AIM OF THE EXERCISE: Extract all lines from the data beneath that include the word "components".

GIVEN MATERIAL:
———
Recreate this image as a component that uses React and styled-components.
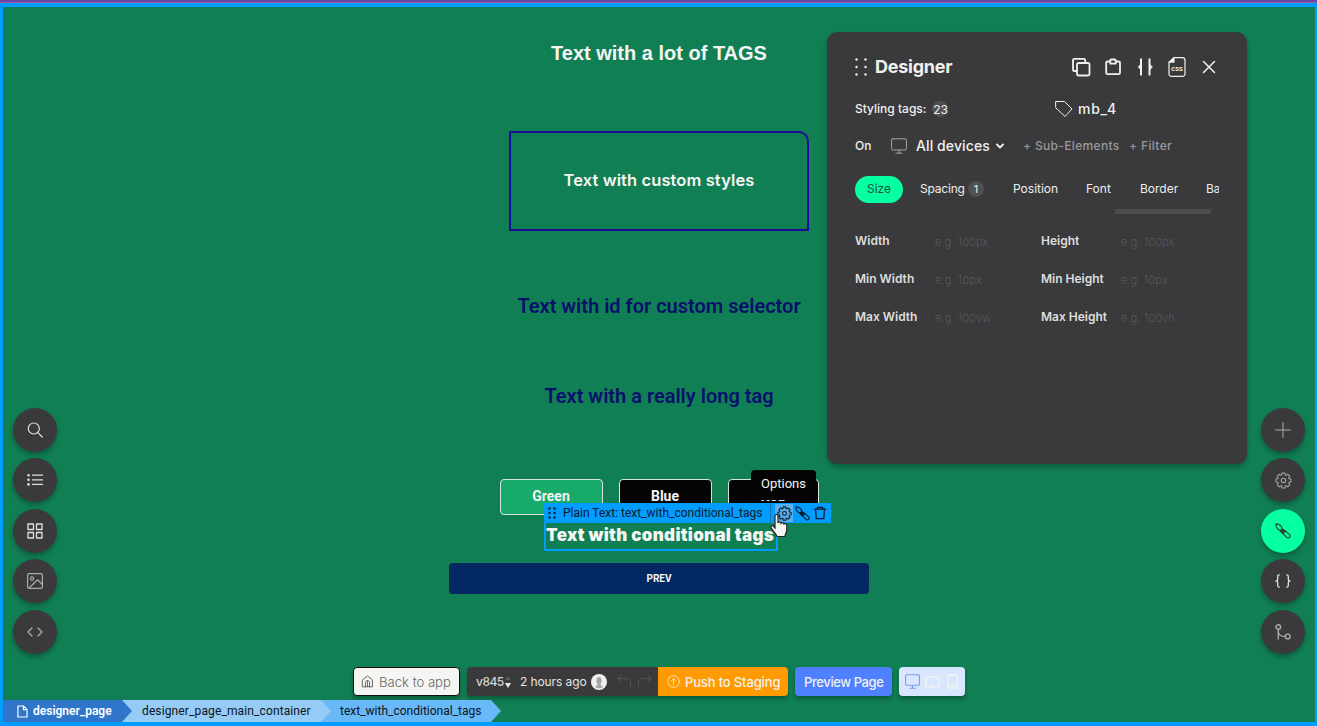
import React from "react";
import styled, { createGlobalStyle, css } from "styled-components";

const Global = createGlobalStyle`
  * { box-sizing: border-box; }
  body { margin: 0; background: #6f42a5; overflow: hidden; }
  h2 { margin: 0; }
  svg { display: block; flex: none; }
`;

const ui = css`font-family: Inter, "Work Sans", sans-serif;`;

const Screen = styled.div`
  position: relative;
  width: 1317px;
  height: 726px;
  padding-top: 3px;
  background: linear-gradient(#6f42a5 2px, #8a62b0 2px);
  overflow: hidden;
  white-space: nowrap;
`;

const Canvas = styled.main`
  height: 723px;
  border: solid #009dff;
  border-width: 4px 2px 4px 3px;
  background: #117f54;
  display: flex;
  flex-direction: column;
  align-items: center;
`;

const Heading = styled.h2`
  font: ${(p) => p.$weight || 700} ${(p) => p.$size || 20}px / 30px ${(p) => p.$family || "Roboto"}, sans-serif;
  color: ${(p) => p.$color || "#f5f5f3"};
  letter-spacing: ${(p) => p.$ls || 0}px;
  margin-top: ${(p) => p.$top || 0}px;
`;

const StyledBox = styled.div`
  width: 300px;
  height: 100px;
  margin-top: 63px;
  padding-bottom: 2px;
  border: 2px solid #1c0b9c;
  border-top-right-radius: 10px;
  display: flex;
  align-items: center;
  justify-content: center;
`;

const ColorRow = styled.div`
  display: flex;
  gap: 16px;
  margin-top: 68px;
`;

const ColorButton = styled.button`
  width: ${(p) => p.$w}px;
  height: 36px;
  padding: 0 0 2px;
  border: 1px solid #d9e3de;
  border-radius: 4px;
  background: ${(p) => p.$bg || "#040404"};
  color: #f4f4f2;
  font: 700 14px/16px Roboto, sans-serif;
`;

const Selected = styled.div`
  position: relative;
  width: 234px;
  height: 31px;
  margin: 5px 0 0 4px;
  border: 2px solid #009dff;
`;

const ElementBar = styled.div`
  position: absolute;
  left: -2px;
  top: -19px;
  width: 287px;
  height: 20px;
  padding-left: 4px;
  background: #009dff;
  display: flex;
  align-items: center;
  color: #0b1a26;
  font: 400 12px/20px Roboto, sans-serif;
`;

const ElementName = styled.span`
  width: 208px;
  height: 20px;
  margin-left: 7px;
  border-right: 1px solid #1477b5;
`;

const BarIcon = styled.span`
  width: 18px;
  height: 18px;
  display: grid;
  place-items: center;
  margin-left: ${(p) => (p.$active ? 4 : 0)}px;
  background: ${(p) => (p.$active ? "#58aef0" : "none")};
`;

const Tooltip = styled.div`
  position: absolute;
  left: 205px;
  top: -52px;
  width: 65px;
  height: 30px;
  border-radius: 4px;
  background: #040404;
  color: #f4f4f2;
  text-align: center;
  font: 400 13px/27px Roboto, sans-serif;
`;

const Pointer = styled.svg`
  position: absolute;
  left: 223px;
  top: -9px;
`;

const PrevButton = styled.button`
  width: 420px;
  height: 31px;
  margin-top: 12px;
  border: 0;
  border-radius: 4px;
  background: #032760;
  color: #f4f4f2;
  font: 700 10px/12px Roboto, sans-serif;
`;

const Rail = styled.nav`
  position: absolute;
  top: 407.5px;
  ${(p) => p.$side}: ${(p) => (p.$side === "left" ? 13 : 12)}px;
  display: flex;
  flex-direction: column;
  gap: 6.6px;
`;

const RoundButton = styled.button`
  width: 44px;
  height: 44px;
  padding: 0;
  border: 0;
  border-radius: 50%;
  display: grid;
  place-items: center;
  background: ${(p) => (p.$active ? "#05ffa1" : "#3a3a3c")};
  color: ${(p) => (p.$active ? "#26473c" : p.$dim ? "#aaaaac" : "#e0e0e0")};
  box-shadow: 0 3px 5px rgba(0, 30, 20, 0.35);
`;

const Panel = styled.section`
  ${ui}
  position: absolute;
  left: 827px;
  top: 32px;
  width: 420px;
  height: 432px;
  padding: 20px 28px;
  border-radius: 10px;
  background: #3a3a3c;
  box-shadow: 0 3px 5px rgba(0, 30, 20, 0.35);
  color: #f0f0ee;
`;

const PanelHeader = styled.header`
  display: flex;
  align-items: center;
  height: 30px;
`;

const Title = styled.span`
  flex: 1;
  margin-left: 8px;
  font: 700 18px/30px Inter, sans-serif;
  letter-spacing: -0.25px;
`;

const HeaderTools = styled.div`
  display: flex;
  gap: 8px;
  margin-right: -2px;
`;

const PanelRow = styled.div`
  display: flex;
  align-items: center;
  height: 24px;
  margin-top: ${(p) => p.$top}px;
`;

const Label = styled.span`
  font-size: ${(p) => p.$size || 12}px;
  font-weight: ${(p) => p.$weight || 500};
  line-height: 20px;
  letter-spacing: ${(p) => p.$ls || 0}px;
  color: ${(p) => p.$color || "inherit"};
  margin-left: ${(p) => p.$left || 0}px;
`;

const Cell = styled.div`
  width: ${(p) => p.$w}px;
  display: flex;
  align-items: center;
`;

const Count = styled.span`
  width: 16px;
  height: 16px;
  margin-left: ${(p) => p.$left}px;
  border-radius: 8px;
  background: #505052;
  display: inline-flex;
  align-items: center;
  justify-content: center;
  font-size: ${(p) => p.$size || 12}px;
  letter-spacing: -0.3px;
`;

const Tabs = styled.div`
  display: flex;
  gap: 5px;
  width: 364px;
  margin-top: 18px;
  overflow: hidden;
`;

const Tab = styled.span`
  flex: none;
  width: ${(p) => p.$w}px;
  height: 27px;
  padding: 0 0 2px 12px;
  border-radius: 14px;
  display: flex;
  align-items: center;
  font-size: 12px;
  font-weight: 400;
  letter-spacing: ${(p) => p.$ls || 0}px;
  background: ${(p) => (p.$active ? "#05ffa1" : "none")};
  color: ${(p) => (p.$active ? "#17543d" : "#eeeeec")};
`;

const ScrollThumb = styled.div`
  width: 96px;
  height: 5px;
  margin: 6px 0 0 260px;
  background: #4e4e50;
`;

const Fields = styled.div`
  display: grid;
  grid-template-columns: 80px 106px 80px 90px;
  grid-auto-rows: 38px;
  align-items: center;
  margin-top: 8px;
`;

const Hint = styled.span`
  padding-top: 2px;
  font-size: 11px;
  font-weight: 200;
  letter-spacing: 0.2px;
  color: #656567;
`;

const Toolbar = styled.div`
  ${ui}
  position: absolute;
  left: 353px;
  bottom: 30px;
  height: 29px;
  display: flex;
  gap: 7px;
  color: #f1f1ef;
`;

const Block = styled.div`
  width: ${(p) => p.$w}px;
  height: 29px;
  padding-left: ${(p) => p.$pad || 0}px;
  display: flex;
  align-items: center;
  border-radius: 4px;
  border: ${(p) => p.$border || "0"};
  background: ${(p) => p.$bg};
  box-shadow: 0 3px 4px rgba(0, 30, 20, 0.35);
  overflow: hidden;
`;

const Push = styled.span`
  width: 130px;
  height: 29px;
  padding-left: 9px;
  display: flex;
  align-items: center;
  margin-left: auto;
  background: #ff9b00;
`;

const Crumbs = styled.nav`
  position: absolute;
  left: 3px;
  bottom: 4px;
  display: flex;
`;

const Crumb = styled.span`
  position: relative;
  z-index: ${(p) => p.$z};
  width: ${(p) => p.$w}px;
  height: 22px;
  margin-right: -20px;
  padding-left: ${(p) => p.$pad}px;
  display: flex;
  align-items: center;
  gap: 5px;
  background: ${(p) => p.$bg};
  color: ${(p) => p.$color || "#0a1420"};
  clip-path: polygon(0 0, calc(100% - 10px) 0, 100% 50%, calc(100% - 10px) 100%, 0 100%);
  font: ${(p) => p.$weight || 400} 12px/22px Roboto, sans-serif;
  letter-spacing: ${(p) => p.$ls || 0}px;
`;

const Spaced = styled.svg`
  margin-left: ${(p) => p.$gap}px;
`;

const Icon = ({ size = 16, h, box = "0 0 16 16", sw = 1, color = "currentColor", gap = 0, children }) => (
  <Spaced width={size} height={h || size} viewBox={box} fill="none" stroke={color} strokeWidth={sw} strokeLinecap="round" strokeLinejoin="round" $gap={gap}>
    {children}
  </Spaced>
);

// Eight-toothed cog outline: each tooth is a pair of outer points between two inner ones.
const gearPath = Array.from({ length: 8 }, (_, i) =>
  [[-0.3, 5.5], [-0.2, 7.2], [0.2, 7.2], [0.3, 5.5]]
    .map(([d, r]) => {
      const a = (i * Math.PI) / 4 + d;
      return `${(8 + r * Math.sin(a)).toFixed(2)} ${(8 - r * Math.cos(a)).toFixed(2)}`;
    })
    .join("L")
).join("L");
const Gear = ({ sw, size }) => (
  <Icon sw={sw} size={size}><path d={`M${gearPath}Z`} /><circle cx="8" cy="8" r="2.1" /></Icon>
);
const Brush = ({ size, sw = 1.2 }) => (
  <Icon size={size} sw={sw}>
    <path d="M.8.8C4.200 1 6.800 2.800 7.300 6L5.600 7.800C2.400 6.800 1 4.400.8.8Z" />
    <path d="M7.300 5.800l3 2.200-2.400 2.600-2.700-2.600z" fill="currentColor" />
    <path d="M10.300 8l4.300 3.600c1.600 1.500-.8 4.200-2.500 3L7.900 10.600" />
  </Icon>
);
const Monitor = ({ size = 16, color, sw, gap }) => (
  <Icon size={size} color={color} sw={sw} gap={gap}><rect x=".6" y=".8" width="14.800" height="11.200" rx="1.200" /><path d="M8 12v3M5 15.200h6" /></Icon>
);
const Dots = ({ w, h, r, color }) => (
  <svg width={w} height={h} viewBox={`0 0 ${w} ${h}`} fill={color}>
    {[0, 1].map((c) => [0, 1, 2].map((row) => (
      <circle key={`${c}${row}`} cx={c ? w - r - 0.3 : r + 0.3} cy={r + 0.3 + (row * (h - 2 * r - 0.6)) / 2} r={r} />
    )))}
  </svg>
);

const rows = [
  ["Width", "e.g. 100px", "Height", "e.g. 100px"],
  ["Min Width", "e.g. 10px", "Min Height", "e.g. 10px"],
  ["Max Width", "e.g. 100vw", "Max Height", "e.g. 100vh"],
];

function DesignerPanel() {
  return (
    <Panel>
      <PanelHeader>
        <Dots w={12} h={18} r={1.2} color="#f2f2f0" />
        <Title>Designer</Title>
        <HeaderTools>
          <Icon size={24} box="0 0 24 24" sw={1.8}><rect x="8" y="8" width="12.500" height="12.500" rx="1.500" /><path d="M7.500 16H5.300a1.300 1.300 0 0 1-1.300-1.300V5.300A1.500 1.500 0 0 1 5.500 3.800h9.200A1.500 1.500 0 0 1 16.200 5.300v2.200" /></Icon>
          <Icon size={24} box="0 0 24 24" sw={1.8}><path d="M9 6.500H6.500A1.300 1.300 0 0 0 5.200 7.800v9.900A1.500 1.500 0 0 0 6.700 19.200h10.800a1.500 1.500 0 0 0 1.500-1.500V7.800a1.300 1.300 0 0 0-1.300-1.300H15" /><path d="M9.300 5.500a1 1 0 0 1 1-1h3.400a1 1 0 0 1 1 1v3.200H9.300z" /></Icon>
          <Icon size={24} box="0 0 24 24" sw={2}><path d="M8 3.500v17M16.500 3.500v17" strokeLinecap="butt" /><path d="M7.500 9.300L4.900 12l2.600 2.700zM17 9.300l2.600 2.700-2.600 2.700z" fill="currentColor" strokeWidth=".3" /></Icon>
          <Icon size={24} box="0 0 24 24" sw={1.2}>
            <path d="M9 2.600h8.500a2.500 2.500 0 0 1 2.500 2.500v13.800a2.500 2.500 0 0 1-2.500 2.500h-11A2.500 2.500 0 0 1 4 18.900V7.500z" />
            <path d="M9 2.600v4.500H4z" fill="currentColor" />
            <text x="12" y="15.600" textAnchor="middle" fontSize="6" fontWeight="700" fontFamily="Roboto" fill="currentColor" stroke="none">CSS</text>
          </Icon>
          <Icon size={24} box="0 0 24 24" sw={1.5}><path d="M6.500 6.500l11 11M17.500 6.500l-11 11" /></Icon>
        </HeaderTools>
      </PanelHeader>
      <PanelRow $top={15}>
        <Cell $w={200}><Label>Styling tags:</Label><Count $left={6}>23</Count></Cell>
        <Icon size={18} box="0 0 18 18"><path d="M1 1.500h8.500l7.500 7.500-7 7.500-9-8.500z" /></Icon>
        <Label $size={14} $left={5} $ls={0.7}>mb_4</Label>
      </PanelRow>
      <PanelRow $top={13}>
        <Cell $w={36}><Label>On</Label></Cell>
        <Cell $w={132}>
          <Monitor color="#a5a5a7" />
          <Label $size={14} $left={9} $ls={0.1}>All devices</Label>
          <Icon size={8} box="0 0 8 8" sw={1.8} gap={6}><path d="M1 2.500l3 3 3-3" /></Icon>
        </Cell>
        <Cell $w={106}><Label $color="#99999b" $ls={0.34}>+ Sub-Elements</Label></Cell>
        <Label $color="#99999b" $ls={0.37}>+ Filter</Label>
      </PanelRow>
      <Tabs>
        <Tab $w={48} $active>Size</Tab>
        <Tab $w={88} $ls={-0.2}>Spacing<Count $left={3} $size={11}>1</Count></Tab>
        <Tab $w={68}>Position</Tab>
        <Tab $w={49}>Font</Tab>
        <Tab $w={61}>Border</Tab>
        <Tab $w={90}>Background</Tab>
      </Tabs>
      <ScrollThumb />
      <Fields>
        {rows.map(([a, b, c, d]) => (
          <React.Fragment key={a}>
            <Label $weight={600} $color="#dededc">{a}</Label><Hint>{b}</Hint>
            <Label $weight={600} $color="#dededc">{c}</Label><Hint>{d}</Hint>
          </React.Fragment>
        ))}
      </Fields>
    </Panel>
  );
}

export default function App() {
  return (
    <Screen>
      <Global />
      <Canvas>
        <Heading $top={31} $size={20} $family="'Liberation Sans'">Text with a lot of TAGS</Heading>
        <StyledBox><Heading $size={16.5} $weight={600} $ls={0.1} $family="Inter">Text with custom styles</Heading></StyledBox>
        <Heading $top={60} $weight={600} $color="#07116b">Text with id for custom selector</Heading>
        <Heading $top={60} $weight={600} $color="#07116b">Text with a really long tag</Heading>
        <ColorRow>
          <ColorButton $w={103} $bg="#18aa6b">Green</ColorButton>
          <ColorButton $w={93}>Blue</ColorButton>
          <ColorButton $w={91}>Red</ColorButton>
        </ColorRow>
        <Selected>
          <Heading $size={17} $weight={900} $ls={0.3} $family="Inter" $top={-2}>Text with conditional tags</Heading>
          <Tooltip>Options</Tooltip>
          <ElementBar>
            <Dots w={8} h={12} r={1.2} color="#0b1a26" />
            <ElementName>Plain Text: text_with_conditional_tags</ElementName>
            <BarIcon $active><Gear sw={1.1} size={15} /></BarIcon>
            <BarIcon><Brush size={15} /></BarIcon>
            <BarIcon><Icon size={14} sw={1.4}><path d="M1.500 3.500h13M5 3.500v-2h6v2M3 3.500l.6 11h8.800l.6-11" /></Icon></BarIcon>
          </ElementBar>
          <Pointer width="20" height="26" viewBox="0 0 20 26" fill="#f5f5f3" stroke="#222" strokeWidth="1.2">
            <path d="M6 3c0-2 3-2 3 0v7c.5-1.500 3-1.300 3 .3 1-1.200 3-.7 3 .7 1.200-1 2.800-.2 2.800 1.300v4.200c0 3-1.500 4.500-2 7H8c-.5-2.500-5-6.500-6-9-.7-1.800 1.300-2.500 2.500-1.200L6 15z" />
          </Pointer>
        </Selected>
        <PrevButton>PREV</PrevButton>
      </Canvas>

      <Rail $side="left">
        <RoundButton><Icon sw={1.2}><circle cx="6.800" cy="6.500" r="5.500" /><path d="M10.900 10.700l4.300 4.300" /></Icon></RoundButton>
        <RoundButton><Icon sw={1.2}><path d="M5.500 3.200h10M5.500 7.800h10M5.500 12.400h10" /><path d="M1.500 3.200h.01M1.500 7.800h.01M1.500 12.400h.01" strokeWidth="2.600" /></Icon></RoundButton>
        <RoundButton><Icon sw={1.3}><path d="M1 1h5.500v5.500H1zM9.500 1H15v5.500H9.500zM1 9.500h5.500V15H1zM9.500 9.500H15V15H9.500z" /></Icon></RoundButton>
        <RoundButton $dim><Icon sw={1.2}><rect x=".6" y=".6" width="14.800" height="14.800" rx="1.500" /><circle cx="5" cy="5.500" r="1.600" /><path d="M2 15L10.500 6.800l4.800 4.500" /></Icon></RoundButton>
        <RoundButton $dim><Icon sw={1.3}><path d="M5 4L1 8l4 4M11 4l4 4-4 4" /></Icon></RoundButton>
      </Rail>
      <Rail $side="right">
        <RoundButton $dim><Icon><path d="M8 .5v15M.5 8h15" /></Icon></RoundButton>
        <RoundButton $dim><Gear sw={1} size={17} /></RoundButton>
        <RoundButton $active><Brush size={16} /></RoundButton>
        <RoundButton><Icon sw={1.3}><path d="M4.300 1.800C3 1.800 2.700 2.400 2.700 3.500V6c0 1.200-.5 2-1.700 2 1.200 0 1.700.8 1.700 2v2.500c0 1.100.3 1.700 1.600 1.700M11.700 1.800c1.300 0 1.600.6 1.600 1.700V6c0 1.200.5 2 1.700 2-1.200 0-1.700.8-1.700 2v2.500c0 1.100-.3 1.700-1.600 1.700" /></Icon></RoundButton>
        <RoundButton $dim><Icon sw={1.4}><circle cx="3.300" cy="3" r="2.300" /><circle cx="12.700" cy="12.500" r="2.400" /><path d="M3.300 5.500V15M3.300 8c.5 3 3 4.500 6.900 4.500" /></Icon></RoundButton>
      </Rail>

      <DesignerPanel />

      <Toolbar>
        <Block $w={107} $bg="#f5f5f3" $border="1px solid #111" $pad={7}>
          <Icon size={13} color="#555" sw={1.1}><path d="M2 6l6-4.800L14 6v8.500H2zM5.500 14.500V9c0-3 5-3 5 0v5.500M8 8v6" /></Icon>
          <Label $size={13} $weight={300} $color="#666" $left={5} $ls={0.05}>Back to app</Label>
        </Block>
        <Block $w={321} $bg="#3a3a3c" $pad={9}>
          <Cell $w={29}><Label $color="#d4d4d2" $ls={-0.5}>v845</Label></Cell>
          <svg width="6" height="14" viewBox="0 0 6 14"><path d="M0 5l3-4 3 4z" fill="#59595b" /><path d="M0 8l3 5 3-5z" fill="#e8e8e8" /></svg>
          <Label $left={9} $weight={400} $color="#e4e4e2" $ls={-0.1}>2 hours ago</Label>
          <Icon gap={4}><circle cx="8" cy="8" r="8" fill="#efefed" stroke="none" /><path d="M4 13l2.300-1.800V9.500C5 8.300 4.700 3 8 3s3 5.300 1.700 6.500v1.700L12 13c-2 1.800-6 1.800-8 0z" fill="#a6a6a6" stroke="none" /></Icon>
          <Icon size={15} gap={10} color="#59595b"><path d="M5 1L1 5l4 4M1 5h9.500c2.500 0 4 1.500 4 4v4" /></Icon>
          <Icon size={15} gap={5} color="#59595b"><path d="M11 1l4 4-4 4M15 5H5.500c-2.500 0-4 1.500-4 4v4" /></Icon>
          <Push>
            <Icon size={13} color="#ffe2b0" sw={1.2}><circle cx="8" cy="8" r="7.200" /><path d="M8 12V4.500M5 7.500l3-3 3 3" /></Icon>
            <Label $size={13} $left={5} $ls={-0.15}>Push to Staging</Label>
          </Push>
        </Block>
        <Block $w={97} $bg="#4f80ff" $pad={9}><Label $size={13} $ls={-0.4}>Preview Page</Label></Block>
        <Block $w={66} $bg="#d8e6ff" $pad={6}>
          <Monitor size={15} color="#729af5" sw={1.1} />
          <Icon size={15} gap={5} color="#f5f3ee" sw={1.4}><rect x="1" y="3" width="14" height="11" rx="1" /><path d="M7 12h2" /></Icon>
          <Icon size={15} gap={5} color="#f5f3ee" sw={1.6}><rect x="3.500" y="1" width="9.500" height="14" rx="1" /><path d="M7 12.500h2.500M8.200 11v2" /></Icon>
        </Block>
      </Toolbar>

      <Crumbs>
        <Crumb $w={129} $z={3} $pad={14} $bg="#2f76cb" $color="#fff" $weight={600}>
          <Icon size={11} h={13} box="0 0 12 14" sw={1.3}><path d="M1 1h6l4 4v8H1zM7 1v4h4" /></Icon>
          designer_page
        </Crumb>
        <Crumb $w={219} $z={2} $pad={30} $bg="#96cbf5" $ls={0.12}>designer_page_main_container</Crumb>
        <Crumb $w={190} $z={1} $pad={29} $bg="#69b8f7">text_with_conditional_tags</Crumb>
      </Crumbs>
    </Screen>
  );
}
———
CORRECT RESULT:
Recreate this image as a component that uses React and styled-components.
import styled, { createGlobalStyle, css } from "styled-components";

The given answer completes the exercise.